When to use CouchDB vs RDBMS

Andrew Whitehouse picture Andrew Whitehouse · Aug 20, 2009 · Viewed 36.6k times · Source

I am looking at CouchDB, which has a number of appealing features over relational databases including:

  • intuitive REST/HTTP interface
  • easy replication
  • data stored as documents, rather than normalised tables

I appreciate that this is not a mature product so should be adopted with caution, but am wondering whether it is actually a viable replacement for an RDBMS (in spite of the intro page saying otherwise - http://couchdb.apache.org/docs/intro.html).

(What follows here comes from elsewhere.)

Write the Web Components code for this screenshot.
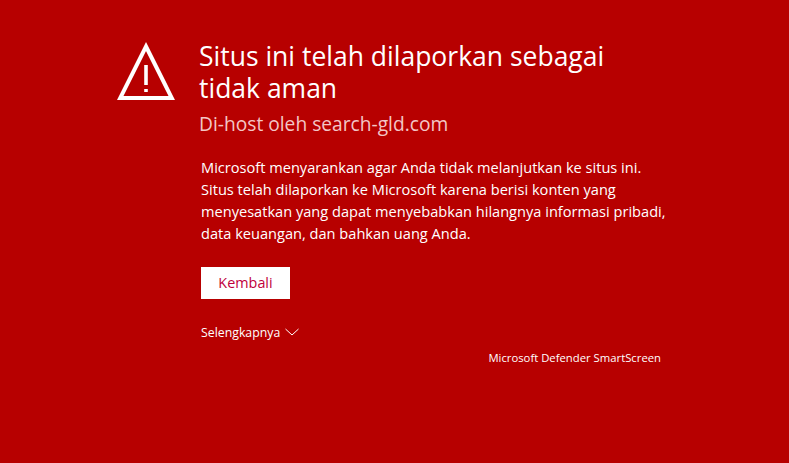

  1. Under what circumstances would CouchDB be a better choice of database than an RDBMS (e.g. MySQL), e.g. in terms of scalability, design + development time, reliability and maintenance.
  2. Are there still cases where an RDBMS is still clearly the right choice?
  3. Is this an either-or choice, or is a hybrid solution more likely to emerge as best practice?

Answer

Andrew Whitehouse picture Andrew Whitehouse · Apr 28, 2010

I recently attended the NoSQL conference in London and think I have a better idea now how to answer the original question. I also wrote a blog post, and there are a couple of other good ones.

Key points:

  • We have accumulated probably 30 years knowledge of adminstering relational databases, so shouldn't replace them without careful consideration; non-relational data stores are less mature than relational ones, and so are inherently more risky to adopt
  • There are different types of non-relational data store; some are key-value stores, some are document stores, some are graph databases
  • You could use a hybrid approach, e.g. a combination of RDBMS and graph data store for a social software site
  • Document data stores (e.g. CouchDB and MongoDB) are probably the closest to relational databases and provide a JSON data structure with all the fields presented hierarchically which avoids having to do table joins, and (some might argue) is an improvement on the traditional object-relational mapping that most applications currently use
  • Non-relational databases support replication (including master-master); relational databases support replication too but it may not be as comprehensive as the non-relational option
  • Very large sites such as Twitter, Digg and Facebook use Cassandra, which is built from the ground up to support clustering
  • Relational databases are probably suitable for 90% of cases

In summary, consensus seems to be "proceed with caution".